Rivka Schatz Uffenheimer (17 May 1927 - 22 February 1992) was a Jewish scholar of Jewish mysticism. Schatz Uffenheimer was a student of Gershom Scholem.

== Biography ==
Rivka Schatz-Uffenheimer was born in Poland and raised in Brazil. She received her BA, MA, and Ph.D. at the Hebrew University
in Jerusalem where she was later employed as a professor of Jewish mysticism. Her main research was in the realm of Hasidism, particularly regarding the Maggid Rabbi Dov Ber of Mezeritch' and his students. She also wrote about Rabbi Abraham Isaac Kook, and many other figures in modern Jewish Mysticism. She and her students collected hundreds of copies of manuscripts of the Zohar in order to prepare a multi-volume critical edition, but due to her premature death, the project was never actualized.

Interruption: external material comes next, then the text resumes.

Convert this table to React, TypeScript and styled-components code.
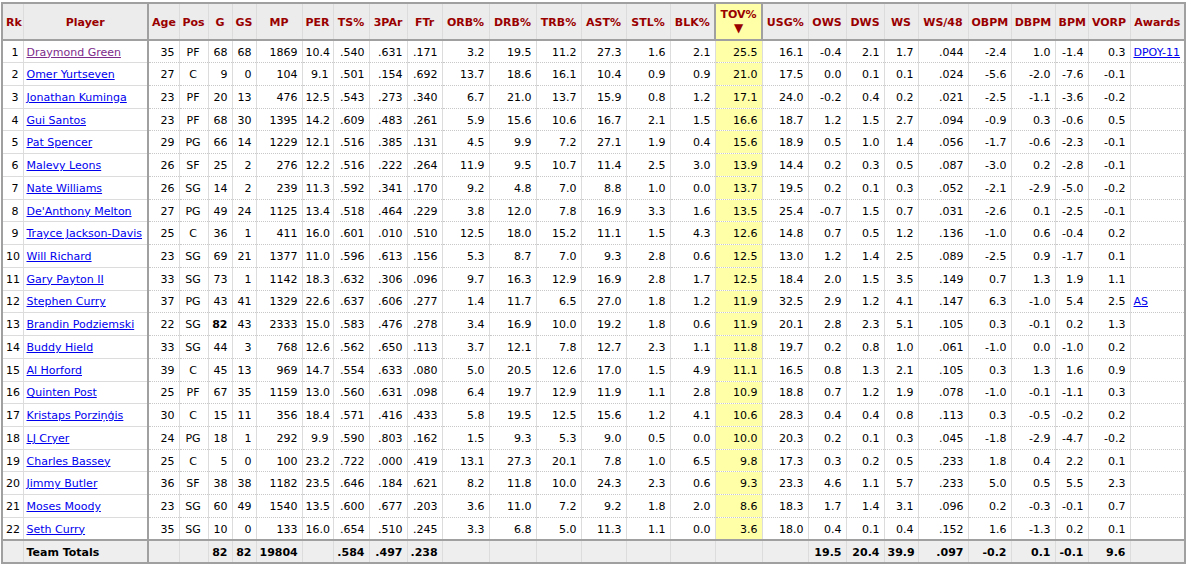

After her death much of her library, including the Zohar manuscript copies, and copies of manuscripts of Rabbi Kook, became part of the Gershom Scholem Collection at the National Library of Israel.

== Publications ==
=== Books ===
- Hasidism as mysticism, Quietistic elements in eighteenth century Hasidic thought, Princeton, N.J.: Princeton University Press; Jerusalem: Magnes Press, 1993.
- מגיד דבריו ליעקב, למגיד דב בער ממזריטש, מהדורה ביקורתית על פי כתבי-יד עם מבוא, פירוש, הערות ומפתחות, ירושלים: הוצאת ספרים ע"ש י"ל מאגנס, תשל"ו-1976 (מהדורה שנייה מורחבת ומתוקנת: תש"ן-1990).

=== Other ===
- Schatz-Uffenheimer, R. (1987). Maharal's Conception of Law: Antithesis to Natural Law Theory. The Jewish Law Annual, 6, 109–125.
- Schatz-Uffenheimer, Rivka. "Self-redemption in Hasidic thought." In Types of Redemption. Contributions to the Theme of the Study-Conference Held at Jerusalem 14 to 19 July 1968, pp. 207–212. Brill, 1970.
- Schatz-Uffenheimer, R. (1985). Confession on the Brink of the Crematoria. The Jerusalem Quarterly, 34, 126–41.
- Schatz-Uffenheimer, R. (1963). Die Stellung des Menschen zu Gott und Welt in Bubers Darstellung des Chassidismus. Martin Buber, 275–302.